On December 6 at baseball's winter meetings, Rick Hummel was announced as the recipient, having received 233 votes out of the 411 ballots cast, with Siegel receiving 112 votes and Peters receiving 66.

==Ford C. Frick Award==
Denny Matthews received the Ford C. Frick Award honoring a baseball broadcaster.

The Frick Award has been presented at the annual summer induction ceremonies since 1978. It recognizes a broadcaster for "major contributions to baseball". The recipients are not members of the Hall of the Fame, merely featured in a permanent exhibit at the National Baseball Museum, but writers and broadcasters commonly call them "Hall of Fame broadcaster" or words to that effect. Living honorees were members of the Veterans Committee for elections in odd years 2003 to 2007.

To be eligible, an active or retired broadcaster must have a minimum of 10 years of continuous major league broadcast service with a ball club, a network, or a combination of the two; 195 candidates were eligible.

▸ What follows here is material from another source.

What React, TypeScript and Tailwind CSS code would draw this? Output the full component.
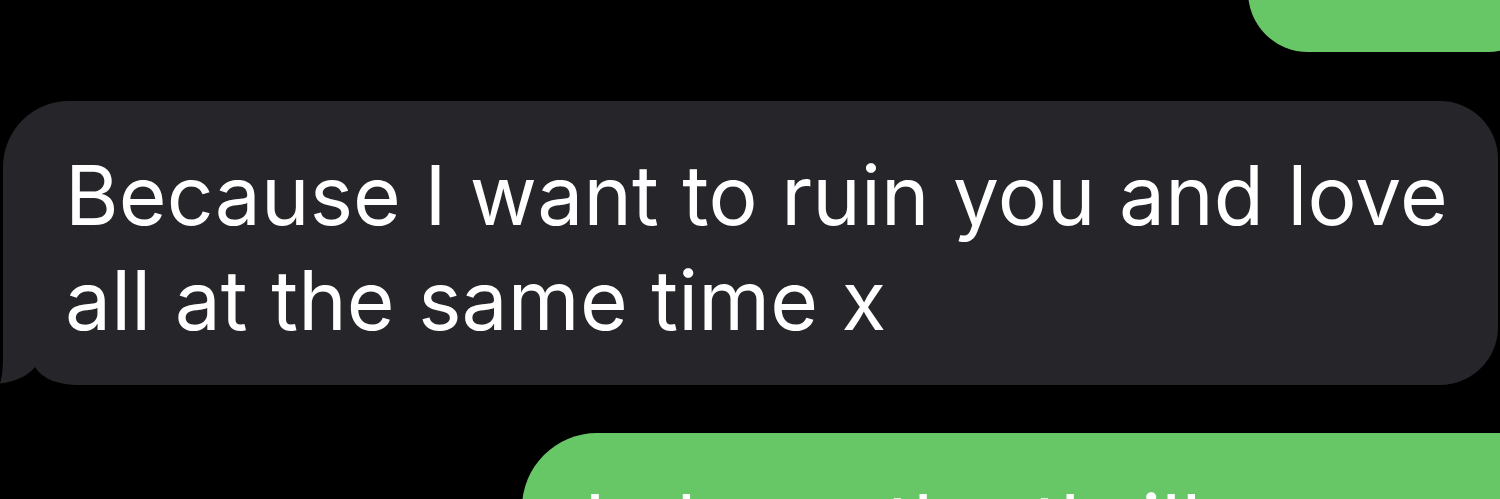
export default function App() {
  return (
    <div className="w-[1500px] h-[499px] bg-black overflow-hidden flex flex-col font-['Inter',sans-serif]">
      <div className="flex justify-end">
        <div className="w-[300px] h-[120px] -mt-[68px] -mr-[48px] bg-[#67c666] rounded-[70px] shrink-0" />
      </div>

      <div className="relative mt-[49px] ml-[3px] w-[1495px] bg-[#262529] rounded-tl-[66px] rounded-tr-[58px] rounded-br-[58px] rounded-bl-none pl-[62px] pt-[42px] pb-[32px]">
        <p className="text-white text-[82px] leading-[105px] tracking-[0.2px] whitespace-nowrap">
          Because I want to ruin you and love
          <br />
          all at the same time x
        </p>
        <svg
          className="absolute left-[-3px] bottom-0"
          width="80"
          height="40"
          viewBox="0 0 80 40"
        >
          <path d="M3,0 L3,10 C3,24 2,32 0,38 L0,40 L12,40 L12,0 Z" fill="#262529" />
          <path d="M-1,41 L-1,38.6 C14,37.5 28,31 35,22 C42,33 55,39.5 80,40.2 L80,41 Z" fill="#000000" />
        </svg>
      </div>

      <div className="mt-[48px] ml-[522px] w-[1100px] shrink-0 bg-[#67c666] rounded-tl-[75px] rounded-tr-[75px] pl-[62px] pt-[39px] pb-[40px]">
        <p className="text-white text-[82px] leading-[105px] tracking-[0.2px] whitespace-nowrap">
          I chase the thrill
        </p>
      </div>
    </div>
  );
}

On December 5, 2006, the ten finalists were announced. In accordance with guidelines established in 2003, seven were chosen by a research committee at the museum: Tom Cheek, Dizzy Dean, Tony Kubek, France Laux, Denny Matthews, Graham McNamee and Dave Niehaus. Three additional candidates - Ken Harrelson, Bill King, and Joe Nuxhall - were selected through results of voting by fans conducted throughout November at the Hall's official website; more than 75,000 votes were cast.

On February 22, Denny Matthews was announced as the 2007 recipient; a broadcaster of Kansas City Royals games since the franchise was established in 1969, he was selected in a January vote by a committee composed of the 14 living recipients, along with six additional broadcasting historians or columnists: Bob Costas (NBC), Barry Horn (The Dallas Morning News), Stan Isaacs (formerly of New York Newsday), Ted Patterson (historian), Curt Smith (historian) and Larry Stewart (Los Angeles Times). The committee members voted by mail, and based the selection on the following criteria: longevity; continuity with a club; honors, including national assignments such as the World Series and All-Star Games; and popularity with fans.